TASK DIRECTIONS: Determine how many lines contain the string "React" and reply with that number alone.

INPUT RECORDS:

========================================================================

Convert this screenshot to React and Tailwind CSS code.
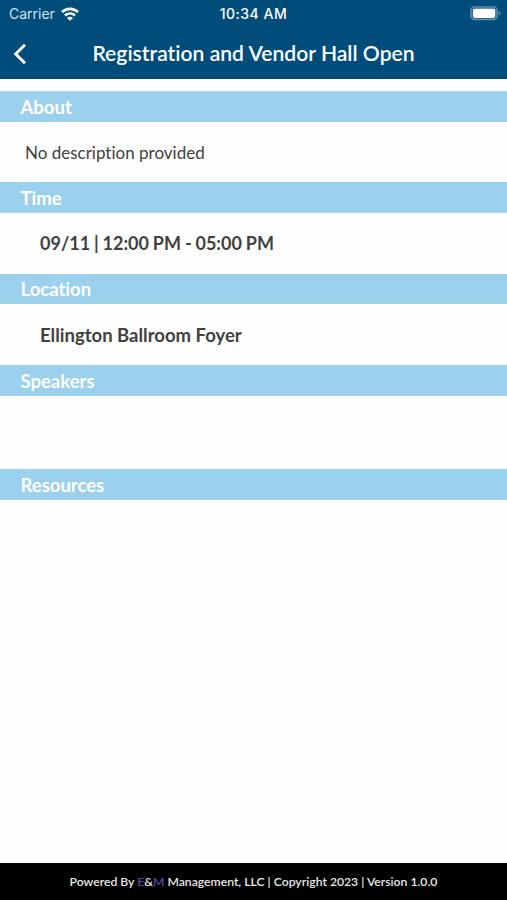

========================================================================

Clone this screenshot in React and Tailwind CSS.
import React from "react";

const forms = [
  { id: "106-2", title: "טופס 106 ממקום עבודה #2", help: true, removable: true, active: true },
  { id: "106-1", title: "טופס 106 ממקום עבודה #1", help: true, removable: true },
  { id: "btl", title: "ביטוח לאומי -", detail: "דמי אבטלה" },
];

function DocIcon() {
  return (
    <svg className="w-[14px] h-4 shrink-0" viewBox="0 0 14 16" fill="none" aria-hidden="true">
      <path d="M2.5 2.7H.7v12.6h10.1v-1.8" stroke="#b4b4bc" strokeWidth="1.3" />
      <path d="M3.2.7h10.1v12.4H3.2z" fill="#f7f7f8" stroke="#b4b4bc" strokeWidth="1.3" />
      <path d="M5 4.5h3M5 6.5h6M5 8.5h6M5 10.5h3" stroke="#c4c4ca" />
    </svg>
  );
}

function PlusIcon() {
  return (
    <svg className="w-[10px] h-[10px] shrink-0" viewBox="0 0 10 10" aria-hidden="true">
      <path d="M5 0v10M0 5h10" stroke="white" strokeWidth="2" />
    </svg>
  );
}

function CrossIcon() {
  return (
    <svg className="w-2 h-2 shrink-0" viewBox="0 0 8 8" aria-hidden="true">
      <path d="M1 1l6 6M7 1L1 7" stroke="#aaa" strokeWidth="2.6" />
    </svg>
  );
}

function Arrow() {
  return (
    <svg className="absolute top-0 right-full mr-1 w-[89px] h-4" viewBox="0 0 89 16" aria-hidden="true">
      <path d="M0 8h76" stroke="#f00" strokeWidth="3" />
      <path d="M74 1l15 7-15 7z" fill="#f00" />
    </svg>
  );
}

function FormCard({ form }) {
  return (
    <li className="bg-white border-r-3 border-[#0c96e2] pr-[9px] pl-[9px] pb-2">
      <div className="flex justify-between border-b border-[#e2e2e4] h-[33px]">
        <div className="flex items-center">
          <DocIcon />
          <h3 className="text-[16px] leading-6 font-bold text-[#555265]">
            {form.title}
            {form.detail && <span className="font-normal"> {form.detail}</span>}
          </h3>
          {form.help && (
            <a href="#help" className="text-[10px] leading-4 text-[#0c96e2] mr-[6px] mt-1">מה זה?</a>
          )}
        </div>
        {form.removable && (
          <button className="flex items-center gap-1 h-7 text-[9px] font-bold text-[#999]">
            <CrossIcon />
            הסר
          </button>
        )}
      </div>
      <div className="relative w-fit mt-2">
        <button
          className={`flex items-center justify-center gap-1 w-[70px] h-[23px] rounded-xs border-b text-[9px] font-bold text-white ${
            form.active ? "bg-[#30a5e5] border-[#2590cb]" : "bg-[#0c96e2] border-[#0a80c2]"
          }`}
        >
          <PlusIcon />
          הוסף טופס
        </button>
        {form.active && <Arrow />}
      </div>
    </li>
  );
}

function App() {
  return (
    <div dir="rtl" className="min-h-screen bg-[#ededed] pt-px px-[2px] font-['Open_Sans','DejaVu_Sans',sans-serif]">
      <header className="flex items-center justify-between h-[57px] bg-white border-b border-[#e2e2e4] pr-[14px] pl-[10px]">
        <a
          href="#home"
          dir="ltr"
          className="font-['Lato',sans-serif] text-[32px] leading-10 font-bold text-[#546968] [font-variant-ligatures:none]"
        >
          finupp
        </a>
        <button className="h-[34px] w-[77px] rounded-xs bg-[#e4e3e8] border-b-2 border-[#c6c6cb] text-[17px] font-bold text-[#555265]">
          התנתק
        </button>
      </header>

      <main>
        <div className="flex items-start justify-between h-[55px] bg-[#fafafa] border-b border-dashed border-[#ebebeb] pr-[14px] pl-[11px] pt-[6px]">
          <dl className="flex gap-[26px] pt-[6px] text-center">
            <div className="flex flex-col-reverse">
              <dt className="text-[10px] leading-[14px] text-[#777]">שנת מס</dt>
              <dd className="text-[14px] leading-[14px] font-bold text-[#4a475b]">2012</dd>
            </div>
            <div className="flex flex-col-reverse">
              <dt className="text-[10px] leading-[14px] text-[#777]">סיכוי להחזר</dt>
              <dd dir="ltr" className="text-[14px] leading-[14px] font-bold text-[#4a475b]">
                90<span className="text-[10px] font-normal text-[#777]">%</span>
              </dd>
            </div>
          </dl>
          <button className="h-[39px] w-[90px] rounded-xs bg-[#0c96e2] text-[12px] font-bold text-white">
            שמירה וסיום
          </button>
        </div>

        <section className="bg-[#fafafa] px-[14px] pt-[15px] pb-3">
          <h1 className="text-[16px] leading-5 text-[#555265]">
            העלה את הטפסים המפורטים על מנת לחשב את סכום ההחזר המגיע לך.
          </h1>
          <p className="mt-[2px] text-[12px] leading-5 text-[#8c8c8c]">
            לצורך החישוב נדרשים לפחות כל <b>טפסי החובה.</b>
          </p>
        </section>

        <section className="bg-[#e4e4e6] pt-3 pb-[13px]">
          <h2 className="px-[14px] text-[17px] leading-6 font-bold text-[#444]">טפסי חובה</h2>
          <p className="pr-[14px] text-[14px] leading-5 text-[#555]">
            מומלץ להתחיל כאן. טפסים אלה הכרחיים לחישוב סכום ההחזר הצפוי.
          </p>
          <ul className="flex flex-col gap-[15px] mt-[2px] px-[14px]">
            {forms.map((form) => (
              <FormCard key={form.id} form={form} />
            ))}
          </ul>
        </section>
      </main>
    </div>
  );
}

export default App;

========================================================================

REPLY: 3